■ WRITTEN TASK
In the records below, find the line containing "Output the component" and the line containing "import React from". Give again exactly those lines and every line between them, omitting the pictures.

Code that builds pages
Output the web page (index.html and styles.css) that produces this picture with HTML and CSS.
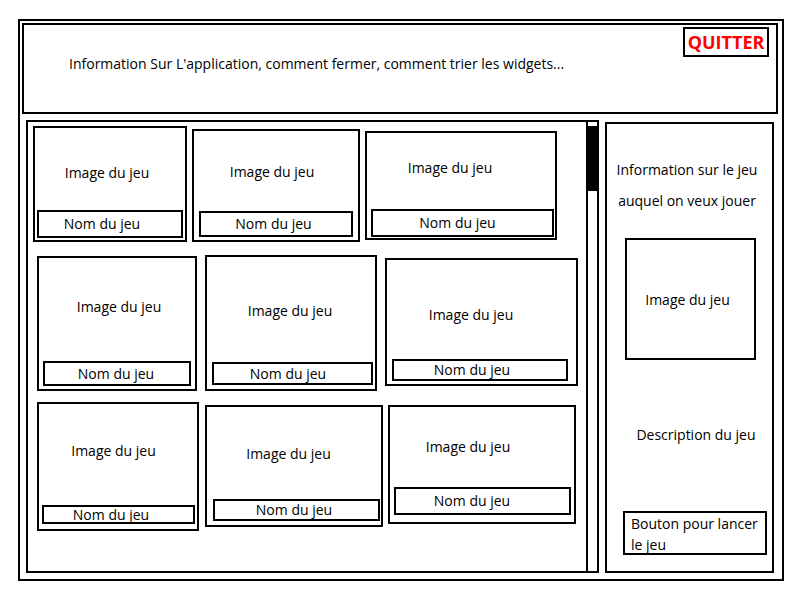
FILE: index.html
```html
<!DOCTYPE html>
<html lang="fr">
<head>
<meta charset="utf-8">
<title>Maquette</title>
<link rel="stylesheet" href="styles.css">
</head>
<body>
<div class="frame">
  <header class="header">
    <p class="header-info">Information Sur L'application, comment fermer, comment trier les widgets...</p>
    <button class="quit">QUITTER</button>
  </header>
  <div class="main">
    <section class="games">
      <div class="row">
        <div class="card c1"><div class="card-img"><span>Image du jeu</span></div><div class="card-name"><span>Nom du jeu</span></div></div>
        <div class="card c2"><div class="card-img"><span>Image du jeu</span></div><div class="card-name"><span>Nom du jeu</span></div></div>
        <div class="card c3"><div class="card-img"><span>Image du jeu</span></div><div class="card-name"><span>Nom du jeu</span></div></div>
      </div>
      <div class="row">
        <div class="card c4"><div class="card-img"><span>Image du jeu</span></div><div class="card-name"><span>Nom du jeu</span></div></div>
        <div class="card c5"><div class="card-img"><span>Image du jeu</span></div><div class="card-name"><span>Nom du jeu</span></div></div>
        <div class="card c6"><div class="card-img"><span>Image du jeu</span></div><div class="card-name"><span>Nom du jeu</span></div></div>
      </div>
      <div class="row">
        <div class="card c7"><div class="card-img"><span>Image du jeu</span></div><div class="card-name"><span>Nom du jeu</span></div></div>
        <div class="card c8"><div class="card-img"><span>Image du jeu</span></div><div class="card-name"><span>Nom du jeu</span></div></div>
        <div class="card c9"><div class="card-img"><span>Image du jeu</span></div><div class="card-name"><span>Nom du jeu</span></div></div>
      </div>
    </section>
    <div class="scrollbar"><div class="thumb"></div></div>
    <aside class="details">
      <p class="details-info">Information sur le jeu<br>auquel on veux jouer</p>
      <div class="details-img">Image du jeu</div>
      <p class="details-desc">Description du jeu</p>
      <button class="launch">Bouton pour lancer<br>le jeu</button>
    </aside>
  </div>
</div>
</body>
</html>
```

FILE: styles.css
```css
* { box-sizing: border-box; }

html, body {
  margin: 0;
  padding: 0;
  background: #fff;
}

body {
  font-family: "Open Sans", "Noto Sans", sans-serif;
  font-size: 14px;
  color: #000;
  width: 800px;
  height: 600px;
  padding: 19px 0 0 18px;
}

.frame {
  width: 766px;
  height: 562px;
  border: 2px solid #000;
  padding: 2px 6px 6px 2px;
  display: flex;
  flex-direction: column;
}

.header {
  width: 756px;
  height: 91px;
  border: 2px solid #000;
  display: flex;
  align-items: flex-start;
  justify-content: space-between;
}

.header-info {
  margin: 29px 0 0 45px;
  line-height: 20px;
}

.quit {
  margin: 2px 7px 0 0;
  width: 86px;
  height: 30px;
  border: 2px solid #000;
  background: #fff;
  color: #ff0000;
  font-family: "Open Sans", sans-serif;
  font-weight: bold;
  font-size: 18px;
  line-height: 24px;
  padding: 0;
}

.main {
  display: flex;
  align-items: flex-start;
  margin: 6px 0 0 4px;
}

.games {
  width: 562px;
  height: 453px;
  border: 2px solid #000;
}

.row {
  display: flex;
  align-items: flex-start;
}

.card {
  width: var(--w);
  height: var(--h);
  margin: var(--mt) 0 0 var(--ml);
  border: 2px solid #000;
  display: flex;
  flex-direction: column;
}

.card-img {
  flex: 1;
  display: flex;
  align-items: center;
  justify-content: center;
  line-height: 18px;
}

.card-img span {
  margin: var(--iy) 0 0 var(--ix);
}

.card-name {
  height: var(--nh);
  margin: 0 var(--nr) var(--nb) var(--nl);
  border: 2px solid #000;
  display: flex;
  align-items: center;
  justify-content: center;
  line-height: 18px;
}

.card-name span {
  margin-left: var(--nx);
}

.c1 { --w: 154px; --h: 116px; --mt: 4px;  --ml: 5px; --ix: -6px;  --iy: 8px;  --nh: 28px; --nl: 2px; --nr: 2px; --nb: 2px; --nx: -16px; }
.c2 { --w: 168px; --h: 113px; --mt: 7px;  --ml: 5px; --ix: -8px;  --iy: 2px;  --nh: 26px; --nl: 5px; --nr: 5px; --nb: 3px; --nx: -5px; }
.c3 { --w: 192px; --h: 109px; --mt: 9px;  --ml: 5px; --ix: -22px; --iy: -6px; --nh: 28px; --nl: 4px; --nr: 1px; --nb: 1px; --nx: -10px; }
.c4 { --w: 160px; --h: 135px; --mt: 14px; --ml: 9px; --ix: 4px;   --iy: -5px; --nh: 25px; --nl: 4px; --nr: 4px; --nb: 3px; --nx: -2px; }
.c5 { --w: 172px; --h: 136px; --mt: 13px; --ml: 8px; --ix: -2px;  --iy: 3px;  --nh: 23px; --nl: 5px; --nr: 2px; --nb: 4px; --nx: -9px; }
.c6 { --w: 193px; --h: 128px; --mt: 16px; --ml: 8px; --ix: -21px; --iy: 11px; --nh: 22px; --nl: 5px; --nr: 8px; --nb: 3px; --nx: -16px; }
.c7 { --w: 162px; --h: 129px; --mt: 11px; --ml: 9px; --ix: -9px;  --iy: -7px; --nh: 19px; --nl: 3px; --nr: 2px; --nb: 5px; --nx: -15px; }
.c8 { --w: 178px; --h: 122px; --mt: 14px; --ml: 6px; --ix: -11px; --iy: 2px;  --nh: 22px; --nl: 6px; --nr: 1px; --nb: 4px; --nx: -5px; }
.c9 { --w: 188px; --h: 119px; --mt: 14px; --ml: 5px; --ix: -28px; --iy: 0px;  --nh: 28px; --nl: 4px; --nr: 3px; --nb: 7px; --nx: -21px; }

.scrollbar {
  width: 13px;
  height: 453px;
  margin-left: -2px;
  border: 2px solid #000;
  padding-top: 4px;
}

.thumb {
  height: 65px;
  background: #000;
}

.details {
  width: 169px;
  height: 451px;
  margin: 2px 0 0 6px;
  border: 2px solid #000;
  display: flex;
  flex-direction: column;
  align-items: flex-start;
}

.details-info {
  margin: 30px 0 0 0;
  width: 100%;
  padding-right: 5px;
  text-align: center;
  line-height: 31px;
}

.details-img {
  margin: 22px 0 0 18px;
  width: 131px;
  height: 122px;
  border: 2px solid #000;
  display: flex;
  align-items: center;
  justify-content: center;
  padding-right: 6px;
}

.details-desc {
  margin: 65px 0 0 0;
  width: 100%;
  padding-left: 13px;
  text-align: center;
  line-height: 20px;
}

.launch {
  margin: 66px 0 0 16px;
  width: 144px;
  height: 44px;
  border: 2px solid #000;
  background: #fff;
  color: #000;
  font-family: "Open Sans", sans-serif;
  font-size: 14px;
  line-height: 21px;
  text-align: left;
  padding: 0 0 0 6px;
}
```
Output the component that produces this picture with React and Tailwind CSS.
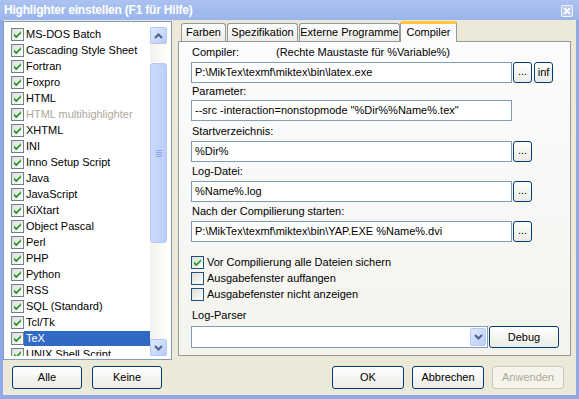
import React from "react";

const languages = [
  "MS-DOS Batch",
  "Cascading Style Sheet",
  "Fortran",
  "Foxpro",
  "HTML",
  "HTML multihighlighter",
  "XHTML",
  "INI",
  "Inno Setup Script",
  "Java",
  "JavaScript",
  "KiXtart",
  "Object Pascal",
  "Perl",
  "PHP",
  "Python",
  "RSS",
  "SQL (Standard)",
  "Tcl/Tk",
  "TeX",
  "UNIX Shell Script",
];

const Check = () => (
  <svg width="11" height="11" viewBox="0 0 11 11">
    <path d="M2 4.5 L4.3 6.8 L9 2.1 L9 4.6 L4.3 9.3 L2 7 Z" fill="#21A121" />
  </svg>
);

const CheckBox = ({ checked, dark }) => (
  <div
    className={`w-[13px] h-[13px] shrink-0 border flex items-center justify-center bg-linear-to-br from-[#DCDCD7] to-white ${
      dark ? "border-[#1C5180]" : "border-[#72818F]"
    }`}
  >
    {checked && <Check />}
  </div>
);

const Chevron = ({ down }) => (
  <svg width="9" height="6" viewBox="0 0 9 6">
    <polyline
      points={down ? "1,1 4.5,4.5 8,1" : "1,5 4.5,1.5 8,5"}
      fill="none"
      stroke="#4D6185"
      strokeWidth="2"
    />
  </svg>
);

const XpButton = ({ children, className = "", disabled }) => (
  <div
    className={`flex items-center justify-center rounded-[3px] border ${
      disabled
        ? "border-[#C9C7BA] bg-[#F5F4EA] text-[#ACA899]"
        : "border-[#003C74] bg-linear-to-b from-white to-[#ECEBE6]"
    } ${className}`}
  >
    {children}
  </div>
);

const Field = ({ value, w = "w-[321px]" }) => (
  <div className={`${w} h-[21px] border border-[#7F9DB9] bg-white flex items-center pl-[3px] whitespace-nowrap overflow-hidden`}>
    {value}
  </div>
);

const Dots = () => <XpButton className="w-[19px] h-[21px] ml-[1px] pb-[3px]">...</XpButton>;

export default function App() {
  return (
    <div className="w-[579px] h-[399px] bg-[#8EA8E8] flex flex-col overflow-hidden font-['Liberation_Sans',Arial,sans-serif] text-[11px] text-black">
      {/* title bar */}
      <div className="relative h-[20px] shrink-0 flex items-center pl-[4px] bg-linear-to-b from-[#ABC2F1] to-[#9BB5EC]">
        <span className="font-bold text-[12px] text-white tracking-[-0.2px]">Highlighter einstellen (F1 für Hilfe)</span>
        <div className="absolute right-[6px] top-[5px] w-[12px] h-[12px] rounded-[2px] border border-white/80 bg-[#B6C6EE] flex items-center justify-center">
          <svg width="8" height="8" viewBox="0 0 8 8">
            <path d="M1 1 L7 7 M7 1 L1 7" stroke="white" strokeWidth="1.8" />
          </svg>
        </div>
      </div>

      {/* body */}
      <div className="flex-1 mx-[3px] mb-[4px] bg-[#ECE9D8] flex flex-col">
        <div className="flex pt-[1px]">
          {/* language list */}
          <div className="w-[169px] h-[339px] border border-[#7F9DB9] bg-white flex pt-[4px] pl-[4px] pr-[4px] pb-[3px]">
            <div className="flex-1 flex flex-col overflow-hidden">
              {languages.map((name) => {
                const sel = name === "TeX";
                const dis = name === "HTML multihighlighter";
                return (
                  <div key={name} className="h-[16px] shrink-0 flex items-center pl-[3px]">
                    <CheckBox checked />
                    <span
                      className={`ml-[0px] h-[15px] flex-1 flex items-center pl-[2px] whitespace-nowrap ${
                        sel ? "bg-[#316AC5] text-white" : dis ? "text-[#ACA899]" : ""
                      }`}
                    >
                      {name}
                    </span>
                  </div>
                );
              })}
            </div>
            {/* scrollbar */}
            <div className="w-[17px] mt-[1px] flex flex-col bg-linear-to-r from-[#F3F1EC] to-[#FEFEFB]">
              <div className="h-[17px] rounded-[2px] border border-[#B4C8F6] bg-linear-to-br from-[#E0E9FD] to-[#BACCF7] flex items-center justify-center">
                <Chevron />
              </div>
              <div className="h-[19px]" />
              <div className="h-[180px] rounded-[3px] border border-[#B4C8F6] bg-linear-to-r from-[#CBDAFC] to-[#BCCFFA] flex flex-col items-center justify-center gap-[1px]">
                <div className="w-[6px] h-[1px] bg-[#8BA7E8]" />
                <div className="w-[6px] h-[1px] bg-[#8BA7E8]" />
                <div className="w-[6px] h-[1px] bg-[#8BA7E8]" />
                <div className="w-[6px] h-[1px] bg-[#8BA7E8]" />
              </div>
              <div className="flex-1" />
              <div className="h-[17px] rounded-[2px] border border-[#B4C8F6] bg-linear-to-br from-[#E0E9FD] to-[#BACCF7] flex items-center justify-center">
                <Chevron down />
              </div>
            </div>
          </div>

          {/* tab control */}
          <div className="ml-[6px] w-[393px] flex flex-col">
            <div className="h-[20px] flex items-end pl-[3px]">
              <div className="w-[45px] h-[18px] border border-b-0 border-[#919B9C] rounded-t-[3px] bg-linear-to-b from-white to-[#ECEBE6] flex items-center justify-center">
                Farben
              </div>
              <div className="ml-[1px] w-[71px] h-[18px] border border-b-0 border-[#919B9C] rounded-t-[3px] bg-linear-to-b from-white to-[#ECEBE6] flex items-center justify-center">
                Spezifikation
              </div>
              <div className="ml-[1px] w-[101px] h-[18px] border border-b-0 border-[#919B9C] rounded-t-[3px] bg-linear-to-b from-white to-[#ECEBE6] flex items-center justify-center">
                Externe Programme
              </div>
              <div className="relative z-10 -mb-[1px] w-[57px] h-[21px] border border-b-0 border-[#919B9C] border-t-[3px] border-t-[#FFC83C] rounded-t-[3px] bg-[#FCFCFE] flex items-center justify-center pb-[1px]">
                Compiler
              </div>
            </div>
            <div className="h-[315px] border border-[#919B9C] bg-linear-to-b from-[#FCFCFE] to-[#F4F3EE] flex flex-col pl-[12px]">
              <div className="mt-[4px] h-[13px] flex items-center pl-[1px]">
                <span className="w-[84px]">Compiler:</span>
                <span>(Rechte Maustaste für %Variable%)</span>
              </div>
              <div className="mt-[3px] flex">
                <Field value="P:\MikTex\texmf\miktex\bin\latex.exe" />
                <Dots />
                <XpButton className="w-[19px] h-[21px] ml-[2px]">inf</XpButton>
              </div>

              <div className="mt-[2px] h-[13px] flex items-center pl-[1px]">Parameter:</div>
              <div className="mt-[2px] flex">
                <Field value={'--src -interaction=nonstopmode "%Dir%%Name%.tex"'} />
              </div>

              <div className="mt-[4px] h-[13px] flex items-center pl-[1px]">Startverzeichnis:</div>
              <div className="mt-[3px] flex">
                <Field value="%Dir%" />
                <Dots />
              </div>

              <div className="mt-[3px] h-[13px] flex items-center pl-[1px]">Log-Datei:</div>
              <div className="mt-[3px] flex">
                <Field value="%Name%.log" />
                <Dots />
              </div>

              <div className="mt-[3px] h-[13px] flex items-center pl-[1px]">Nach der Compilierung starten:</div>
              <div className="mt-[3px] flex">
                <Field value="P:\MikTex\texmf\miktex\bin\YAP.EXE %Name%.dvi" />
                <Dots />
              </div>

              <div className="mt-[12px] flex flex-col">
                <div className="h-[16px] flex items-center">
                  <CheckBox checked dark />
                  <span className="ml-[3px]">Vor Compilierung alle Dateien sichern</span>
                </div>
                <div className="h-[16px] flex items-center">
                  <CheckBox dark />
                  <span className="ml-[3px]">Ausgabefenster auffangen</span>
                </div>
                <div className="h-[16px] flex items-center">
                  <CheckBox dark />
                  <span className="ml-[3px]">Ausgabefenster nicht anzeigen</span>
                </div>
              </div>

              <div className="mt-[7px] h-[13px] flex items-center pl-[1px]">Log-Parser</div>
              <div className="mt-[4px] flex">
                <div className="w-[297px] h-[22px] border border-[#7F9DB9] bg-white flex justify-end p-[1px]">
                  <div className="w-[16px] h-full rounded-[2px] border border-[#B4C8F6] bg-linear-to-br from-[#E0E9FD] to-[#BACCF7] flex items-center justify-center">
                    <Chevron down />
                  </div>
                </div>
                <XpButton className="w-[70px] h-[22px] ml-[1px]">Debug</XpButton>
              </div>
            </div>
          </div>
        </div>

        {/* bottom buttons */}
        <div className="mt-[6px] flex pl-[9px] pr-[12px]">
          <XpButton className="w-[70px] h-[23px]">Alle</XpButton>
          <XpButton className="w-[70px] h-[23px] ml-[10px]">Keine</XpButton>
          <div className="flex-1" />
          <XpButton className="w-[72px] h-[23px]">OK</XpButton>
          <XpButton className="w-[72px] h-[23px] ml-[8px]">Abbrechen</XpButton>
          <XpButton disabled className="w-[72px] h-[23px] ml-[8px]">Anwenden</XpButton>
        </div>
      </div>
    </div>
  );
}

■ RESULT FOR THIS EXERCISE
Output the component that produces this picture with React and Tailwind CSS.
import React from "react";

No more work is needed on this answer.